A few years ago, we did a comparative analysis of banknote printers and mints by dividing the annual number of banknotes produced by the number of printers. Ditto for coins and mints. Per this analysis, the banknote to printer ratio (59 printers) was 2.2 billion notes, whereas for mints (the 54 that produce circulating coins) it was 800 million coins.

It was a very crude calculation, but it nevertheless demonstrated the overcapacity in the mint industry, which has been long due an adjustment.

Why there are so many mints has a lot to do with history, tradition and emotion. And a dose of political reluctance.

In many countries, having their own currency producer is a symbol of national pride, dressed up as a means of ensuring sovereignty and security. This appears to be particularly the case with mints, which have a totemic significance in the national psyche to a greater extent even than banknote printers. And virtually all ‘sovereign’ mints (so defined by the fact that they mint their countries’ coins) are state-owned.

Even in countries with a strong free market disposition, attempts to interfere with the coinage can meet with strong resistance.
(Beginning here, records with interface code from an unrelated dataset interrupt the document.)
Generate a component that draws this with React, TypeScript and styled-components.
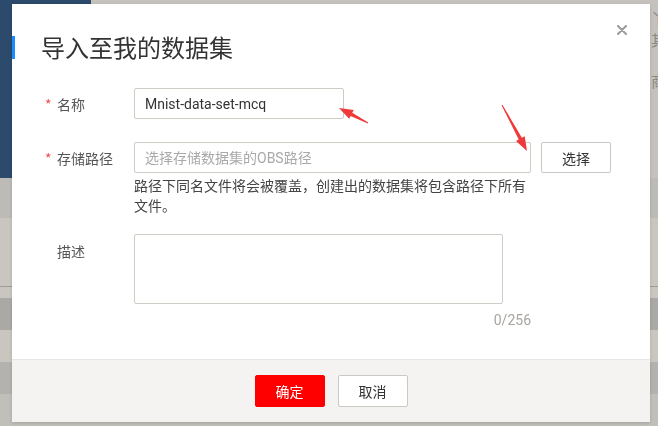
import React from 'react'
import styled, { createGlobalStyle } from 'styled-components'

const GlobalStyle = createGlobalStyle`
  html, body {
    margin: 0;
    padding: 0;
    width: 658px;
    height: 426px;
    overflow: hidden;
    background: #c5c2bd;
    font-family: "Noto Sans CJK SC", "Noto Sans", sans-serif;
  }
  * { box-sizing: border-box; }
`

const FONT = `"Roboto", "Noto Sans CJK SC", sans-serif`

// ---------- dimmed page behind the modal ----------

const Backdrop = styled.div`
  width: 658px;
  height: 426px;
  display: flex;
  flex-direction: column;
  overflow: hidden;
`

const TopArea = styled.div`
  height: 178px;
  display: flex;
`

const NavyBlock = styled.div`
  width: 91px;
  background: #2c4a6b;
`

const Filler = styled.div`
  flex: 1;
  background: #c5c2bd;
`

const Peek = styled.div`
  width: 8px;
  padding: 7px 0 0 1px;
  background: #c5c2bd;
  color: #8a8883;
  font-size: 15px;
  line-height: 22px;
  display: flex;
  flex-direction: column;
  white-space: nowrap;
  overflow: hidden;
`

const PeekLine = styled.span<{ $gap?: number }>`
  display: block;
  margin-top: ${p => p.$gap ?? 0}px;
`

const Stripe = styled.div<{ $h: number; $bg: string; $line?: boolean }>`
  height: ${p => p.$h}px;
  flex-shrink: 0;
  background: ${p => p.$bg};
  border-bottom: ${p => (p.$line ? '1px solid #9e9c98' : 'none')};
`

// ---------- modal ----------

const Dialog = styled.div`
  position: fixed;
  left: 12px;
  top: 4px;
  width: 638px;
  height: 418px;
  background: #fff;
  display: flex;
  flex-direction: column;
  box-shadow: 0 1px 3px rgba(0, 0, 0, 0.15);
`

const Header = styled.div`
  display: flex;
  align-items: flex-start;
  padding-right: 23px;
`

const TitleWrap = styled.div`
  flex: 1;
  display: flex;
  align-items: center;
  margin-top: 28px;
  height: 30px;
`

const Accent = styled.div`
  width: 3px;
  height: 23px;
  background: #1a8cff;
`

const Title = styled.h2`
  margin: 0 0 0 26px;
  font-size: 24px;
  line-height: 30px;
  font-weight: 400;
  color: #333;
`

const Close = styled.button`
  margin-top: 21px;
  width: 10px;
  height: 10px;
  padding: 0;
  border: none;
  background: none;
  display: flex;
`

const Body = styled.div`
  flex: 1;
  padding-top: 26px;
  display: flex;
  flex-direction: column;
`

const Row = styled.div<{ $gap?: number }>`
  display: flex;
  margin-top: ${p => p.$gap ?? 0}px;
`

const Label = styled.div<{ $top?: boolean }>`
  width: 122px;
  flex-shrink: 0;
  padding-left: 33px;
  display: flex;
  align-items: ${p => (p.$top ? 'flex-start' : 'center')};
  padding-top: ${p => (p.$top ? 7 : 0)}px;
  height: ${p => (p.$top ? 'auto' : '31px')};
  font-size: 14px;
  line-height: 20px;
  color: #555;
`

const Star = styled.span<{ $show: boolean }>`
  width: 12px;
  color: #f0484e;
  font-size: 14px;
  visibility: ${p => (p.$show ? 'visible' : 'hidden')};
`

const Field = styled.div`
  display: flex;
  flex-direction: column;
`

const Inline = styled.div`
  display: flex;
  align-items: center;
`

const Input = styled.input<{ $w: number }>`
  width: ${p => p.$w}px;
  height: 31px;
  border: 1px solid #cfcbc5;
  border-radius: 2px;
  padding: 0 10px;
  font-family: ${FONT};
  font-size: 14px;
  color: #333;
  outline: none;

  &::placeholder { color: #a9a9a9; }
`

const TextArea = styled.textarea`
  width: 369px;
  height: 70px;
  border: 1px solid #cfcbc5;
  border-radius: 2px;
  resize: none;
  outline: none;
  font-family: ${FONT};
`

const Hint = styled.div`
  width: 397px;
  margin-top: 2px;
  font-size: 14px;
  line-height: 20px;
  color: #444;
`

const Counter = styled.div`
  width: 397px;
  margin-top: 6px;
  text-align: right;
  font-family: ${FONT};
  font-size: 14px;
  line-height: 20px;
  color: #a8a4a0;
`

const Button = styled.button<{ $primary?: boolean }>`
  width: 70px;
  height: 32px;
  border-radius: 2px;
  font-family: ${FONT};
  font-size: 14px;
  cursor: pointer;
  border: 1px solid ${p => (p.$primary ? '#ff0000' : '#cbc8c3')};
  background: ${p => (p.$primary ? '#ff0000' : '#fff')};
  color: ${p => (p.$primary ? '#fff' : '#333')};
`

const SideButton = styled(Button)`
  margin-left: 10px;
  height: 31px;
`

const Footer = styled.div`
  height: 63px;
  background: #f4f3f1;
  border-top: 1px solid #e8e7e4;
  display: flex;
  justify-content: center;
  align-items: flex-start;
  padding-top: 15px;
  gap: 13px;
`

// ---------- red annotation arrows ----------

const Annotations = styled.svg`
  position: fixed;
  left: 0;
  top: 0;
  pointer-events: none;
`

function arrowPoints(tx: number, ty: number, px: number, py: number) {
  const dx = px - tx
  const dy = py - ty
  const len = Math.hypot(dx, dy)
  const ux = dx / len
  const uy = dy / len
  const nx = -uy
  const ny = ux
  const bx = px - ux * 14
  const by = py - uy * 14
  const pts: [number, number][] = [
    [tx + nx * 0.5, ty + ny * 0.5],
    [bx + nx * 1.8, by + ny * 1.8],
    [bx + nx * 5, by + ny * 5],
    [px, py],
    [bx - nx * 5, by - ny * 5],
    [bx - nx * 1.8, by - ny * 1.8],
    [tx - nx * 0.5, ty - ny * 0.5],
  ]
  return pts.map(p => p.join(',')).join(' ')
}

export default function App() {
  return (
    <>
      <GlobalStyle />
      <Backdrop>
        <TopArea>
          <NavyBlock />
          <Filler />
          <Peek>
            <PeekLine>丫</PeekLine>
            <PeekLine>其</PeekLine>
            <PeekLine $gap={19}>商</PeekLine>
          </Peek>
        </TopArea>
        <Stripe $h={40} $bg="#bdbbb6" />
        <Stripe $h={69} $bg="#c9c6c0" $line />
        <Stripe $h={11} $bg="#c9c6c0" />
        <Stripe $h={32} $bg="#aaa9a5" />
        <Stripe $h={32} $bg="#c9c6c0" />
        <Stripe $h={32} $bg="#b3b2ae" />
        <Stripe $h={32} $bg="#c1bfba" />
      </Backdrop>

      <Dialog>
        <Header>
          <TitleWrap>
            <Accent />
            <Title>导入至我的数据集</Title>
          </TitleWrap>
          <Close aria-label="关闭">
            <svg width="10" height="10" viewBox="0 0 10 10">
              <path d="M1 1 L9 9 M9 1 L1 9" stroke="#9a9a9a" strokeWidth="2" strokeLinecap="round" />
            </svg>
          </Close>
        </Header>

        <Body>
          <Row>
            <Label><Star $show>*</Star>名称</Label>
            <Input $w={210} defaultValue="Mnist-data-set-mcq" />
          </Row>

          <Row $gap={23}>
            <Label><Star $show>*</Star>存储路径</Label>
            <Field>
              <Inline>
                <Input $w={397} placeholder="选择存储数据集的OBS路径" />
                <SideButton>选择</SideButton>
              </Inline>
              <Hint>路径下同名文件将会被覆盖，创建出的数据集将包含路径下所有文件。</Hint>
            </Field>
          </Row>

          <Row $gap={19}>
            <Label $top><Star $show={false}>*</Star>描述</Label>
            <Field>
              <TextArea />
              <Counter>0/256</Counter>
            </Field>
          </Row>
        </Body>

        <Footer>
          <Button $primary>确定</Button>
          <Button>取消</Button>
        </Footer>
      </Dialog>

      <Annotations width="658" height="426" viewBox="0 0 658 426">
        <polygon points={arrowPoints(368, 123, 339, 108)} fill="#ef3a3a" />
        <polygon points={arrowPoints(502, 105, 527, 151)} fill="#ef3a3a" />
      </Annotations>
    </>
  )
}
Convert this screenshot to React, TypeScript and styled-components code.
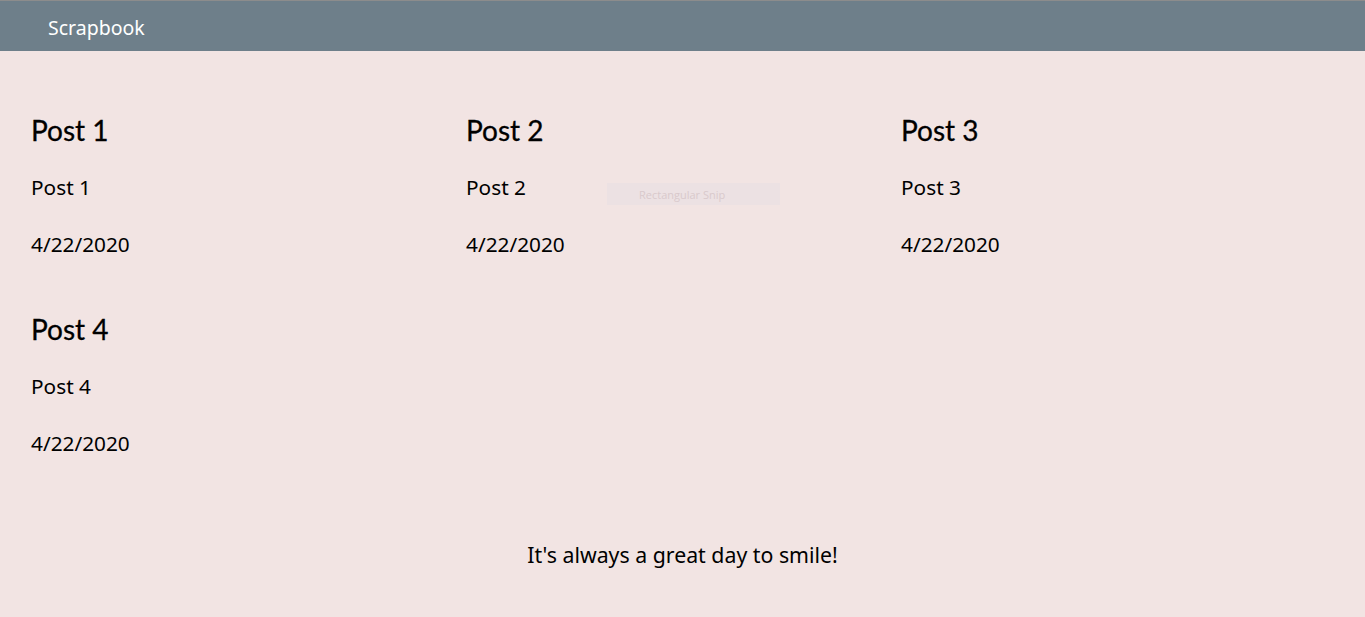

In the great scheme of things, therefore, many governments undoubtedly take the view that privatising or shutting down mints is not worth the political capital that it would involve. Particularly since many do actually make money (both literally and figuratively). Not on circulating coins, but on their other activities – commemorative and collectors coins, medals, precious metal trading, bullion, luxury jewellery etc. The strength of their name and the fact that they are sovereign mints give them the credibility and trust to do so.

The upshot, for circulating coins, is an over-crowded market, with too many mints pursuing too little business – driving down prices. Add to this rising energy and material costs, more and more countries dispensing with lower denomination (and high volume) coins, a growing trend for programmes that get existing coins back into circulation (good news for issuers and taxpayers, less so for mints) and – yes – a move away from cash, and we have something akin to a perfect storm.

Most mints can ride the storm. But the Mint of Finland, with no other business than circulating coins, could not.